Today Google has a cute Google doodle of a Ferris wheel; I figured it was because Ferris wheels are romantic, but it's also the birthday of George Ferris, born in Galesburg in 1859 (and namesake of Galesburg founder George Washington Gale), though he grew up in Nevada.
Ferris's wheel, dreamed up during an engineer's lunch at a Chicago steakhouse and featuring the then-largest single piece of steel in the world (45 feet long, 70 tons, and costing $35,000, or $880,000 today), was one of the hits of the Columbian Exposition. The whole thing cost $380,000, or about $9.5 million in 2012 dollars, but 1.5 million people rode it over the course of the exposition (it could carry 1,400 people at a time), bringing in $750,000 at fifty cents a ride.
It was not, however, the most profitable attraction at the World's Fair. Of the "Amusements and Midway Shows," it brought in $128k for the fair (at 25-33 percent of gross receipts); the "Streets in Cairo" ("donkeys, dancing-girls, temples, and trinkets) brought in $159k. (The top earner was a caterer, which brought in twice what Streets in Cairo did; the smallest was a fish-line salesman, whose share to the Expo was 94 cents.)
Like so much of the Columbian Exposition, the Ferris wheel was meant not only to be a ride, but to demonstrate the technological mastery of American industry—not just the steel axle (forged at the Bethlehem Iron Company in Pennsylvania), or the engines (two 110-ton, 2,000 horsepower machines built in Youngstown, Ohio), or the ironwork (made in Detroit) but the electricity used to light it: 2,500 Edison incandescent lamps.
But if I had my way, the Expo legacy on Navy Pier would not be Ferris's wheel. It would be the De La Vergne Ice Railway.
"It consists of a long elliptical plane like a toboggan slide," the Chicago Inter Ocean reported, "which, in fact, it is, on which a heavy coating of snow, is made and kept by two De La Vergne Ice Refrigerating Machines, one of 65 tons, the other 50 tons. It is wonderful to see pure snow crystals glistening in the hot summer sun and torrid temperature of June, and shows as nothing else could do the vast advance in ice refrigeration…."
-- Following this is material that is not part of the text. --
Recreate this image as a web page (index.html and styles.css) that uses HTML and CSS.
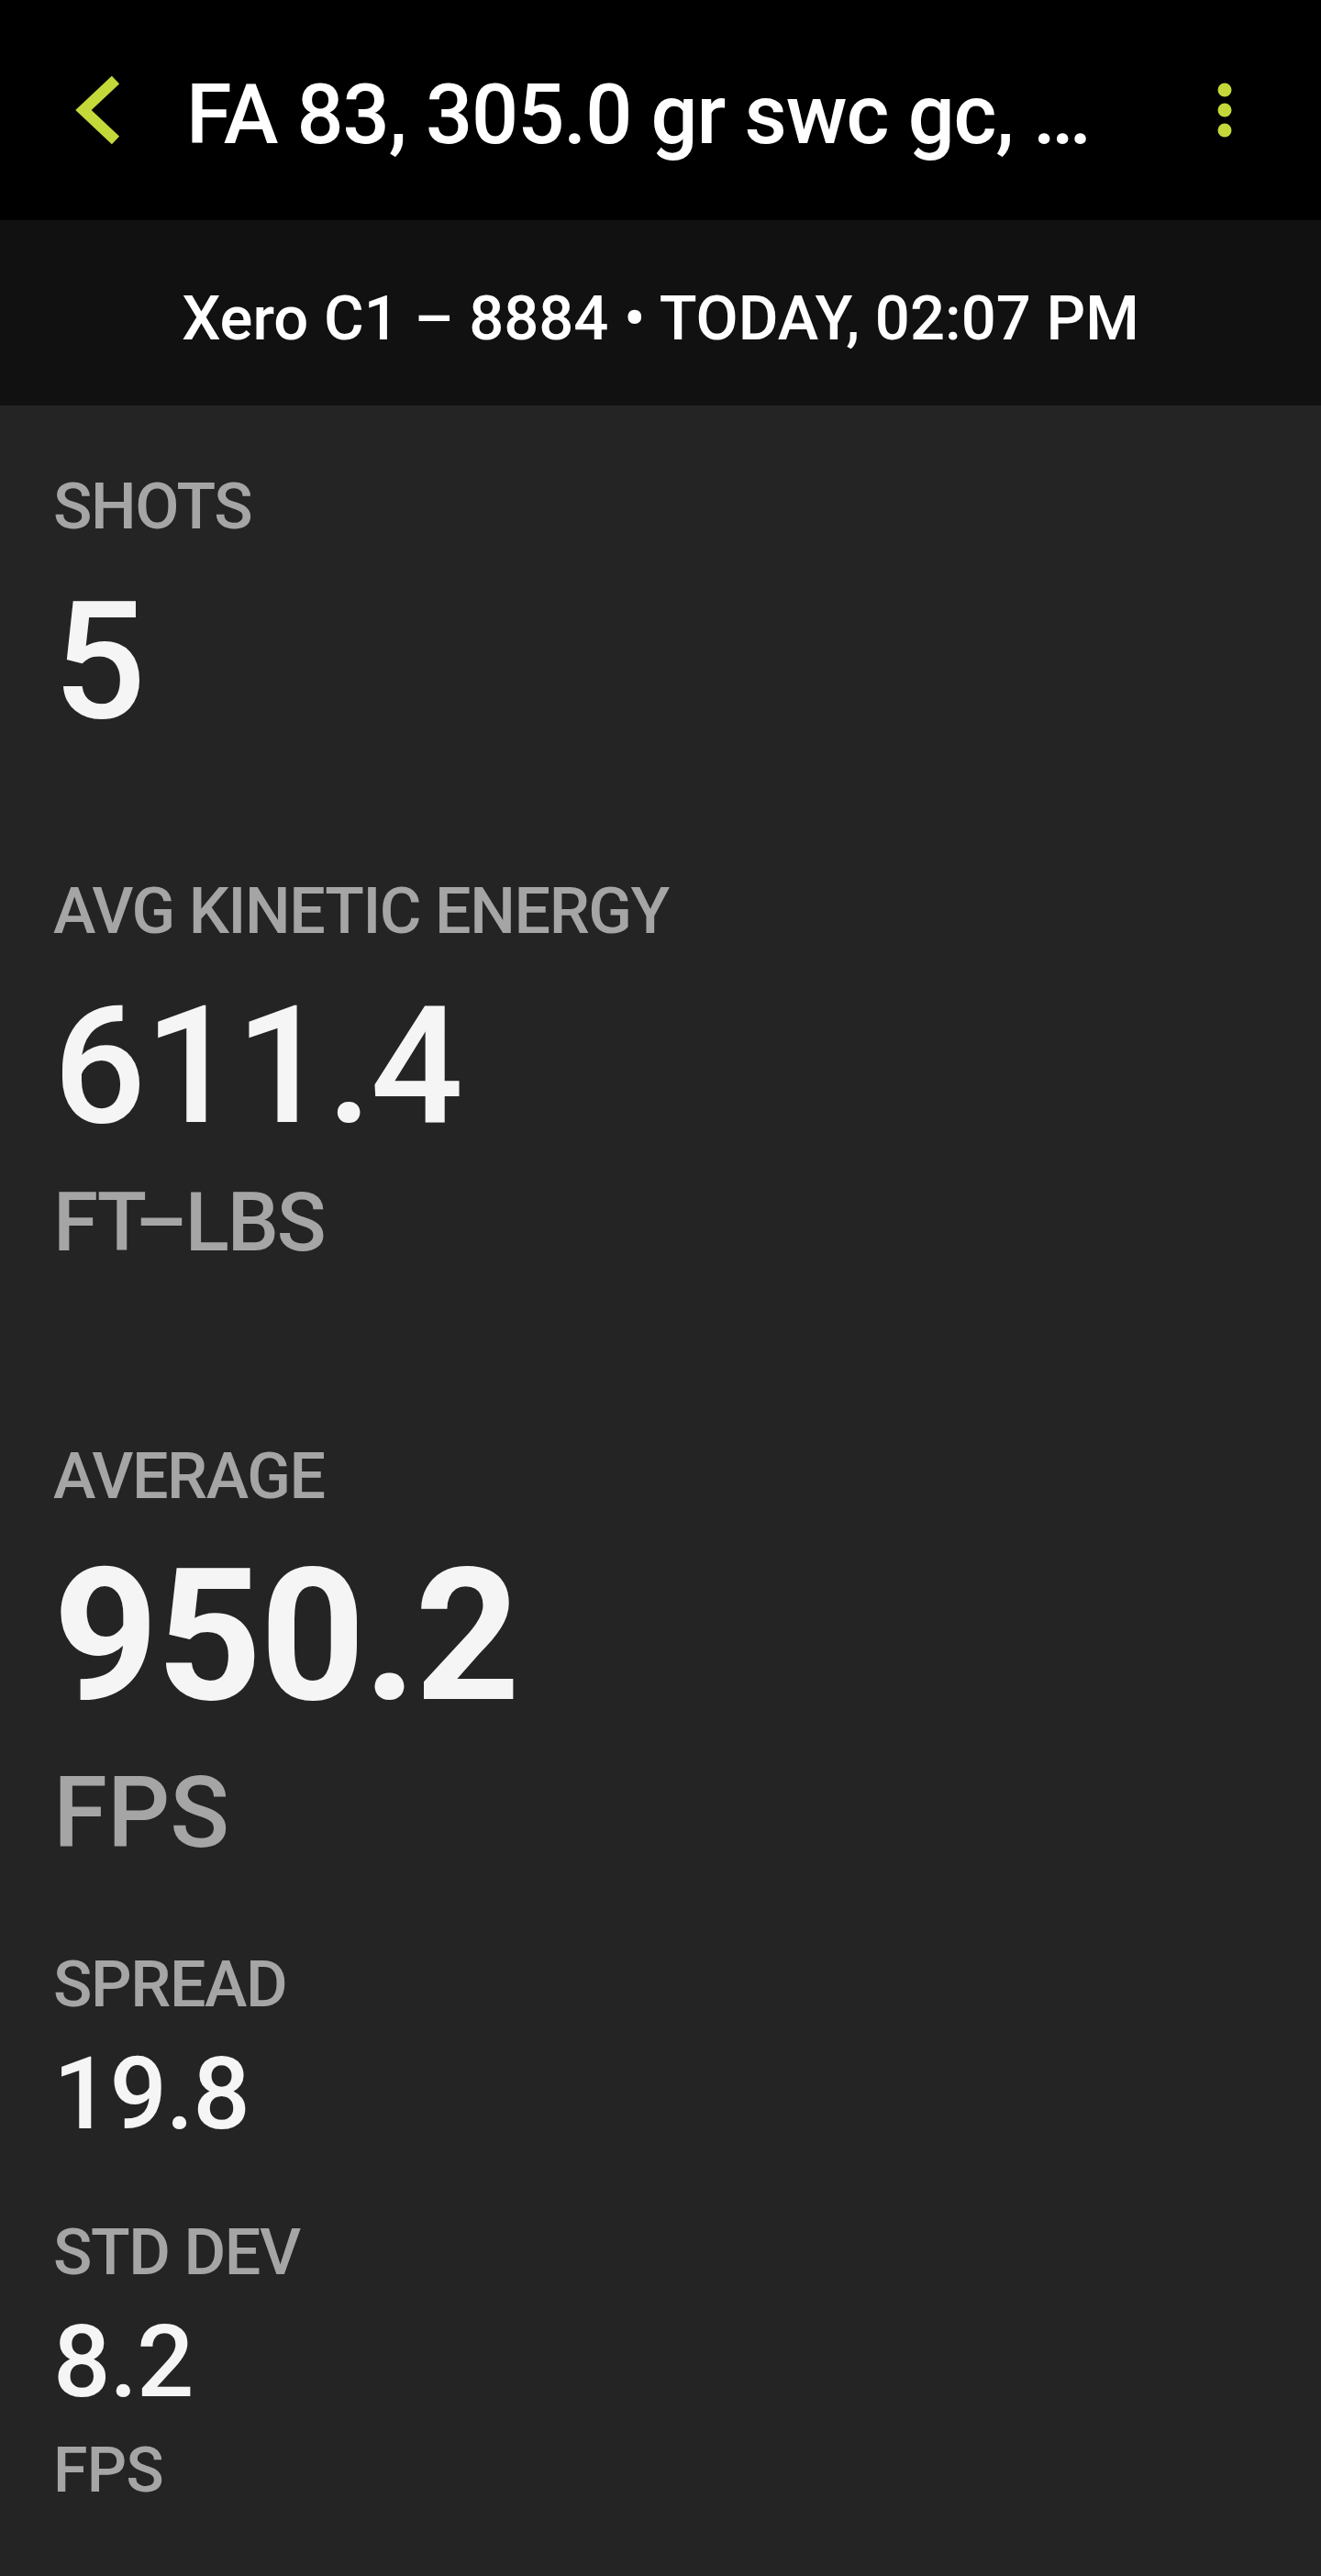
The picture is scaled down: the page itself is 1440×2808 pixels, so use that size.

It was basically an 850-foot bobsled run—frozen by ammonia-filled pipes running the length of the railway—the bobsleds, "containing four leather-cushioned seats and accomodating eight persons, glide with the velocity of a toboggan and the ease of a coaster to the merry jingle of silver bells," according to the Chicago Times. Despite the fact that it killed one rider and injured five others on a test run, it went on to be a success, earning the fair $25,000 at a mere ten cents a ride.